Rather, Mr. Argota is challenging the district court’s failure in his
federal
habeas proceedings to direct the State to provide him with the same complete set of state court documents that the State filed with the court, so that he can effectively
litigate
in favor of his petition.
Even assuming,
arguendo,
Mr. Argota could have properly presented this argument as a habeas claim in his petition,
he did not do so. Therefore, we will not consider
it
— viz., it is waived.
See, e.g., Parker v. Scott,
394 F.3d 1302, 1327 (10th Cir.2005) (“Parker raises several other alleged failures of counsel to object at trial, all of which he has waived by failing to assert them in his district court habeas petition.”);
see also Teniente v. Wyo. Atty. Gen.,
412 Fed.Appx. 96, 99 (10th Cir.2011) (“Mr. Teniente did not raise this argument in his habeas petition, however. Accord
ingly, Mr. Teniente has waived this claim.” (citation omitted)).
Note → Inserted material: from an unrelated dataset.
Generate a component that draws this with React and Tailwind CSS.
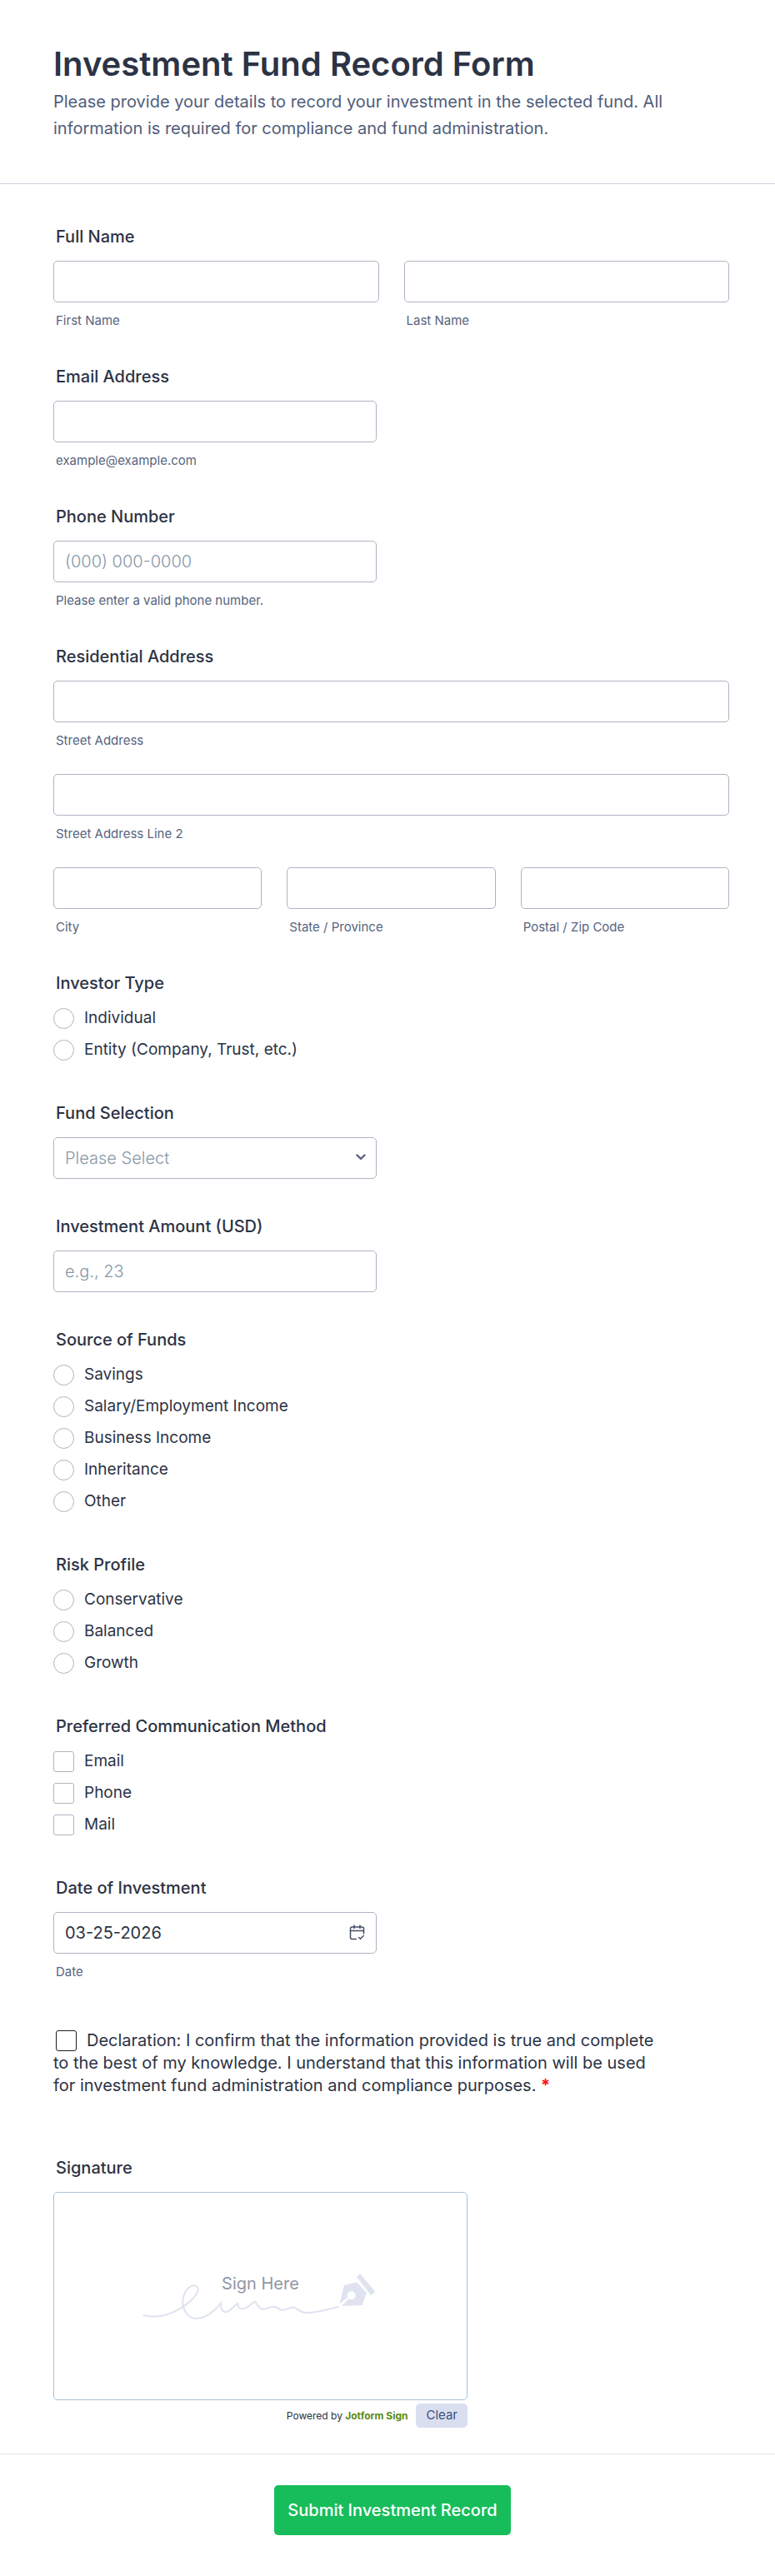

In sum, having concluded that all of Mr. Argota’s claims are waived, we hold that he has failed to make a substantial showing of the denial of a constitutional right. Accordingly, we deny Mr. Argota’s application for a COA.
See Allen,
568 F.Sd at 1199;
Slack,
529 U.S. at 484, 120 S.Ct. 1595. We also deny Mr. Argota’s renewed motion to proceed IFP on appeal, as he has failed to present a “reasoned, nonfrivolous argument on the law and facts in support of the issues raised on appeal.”
Caravalho v. Pugh,
177 F.3d 1177, 1177 (10th Cir.1999).
CONCLUSION
For the foregoing reasons, we DENY Mr. Argota’s application for a COA, DENY his request to proceed IFP, and DISMISS his appeal.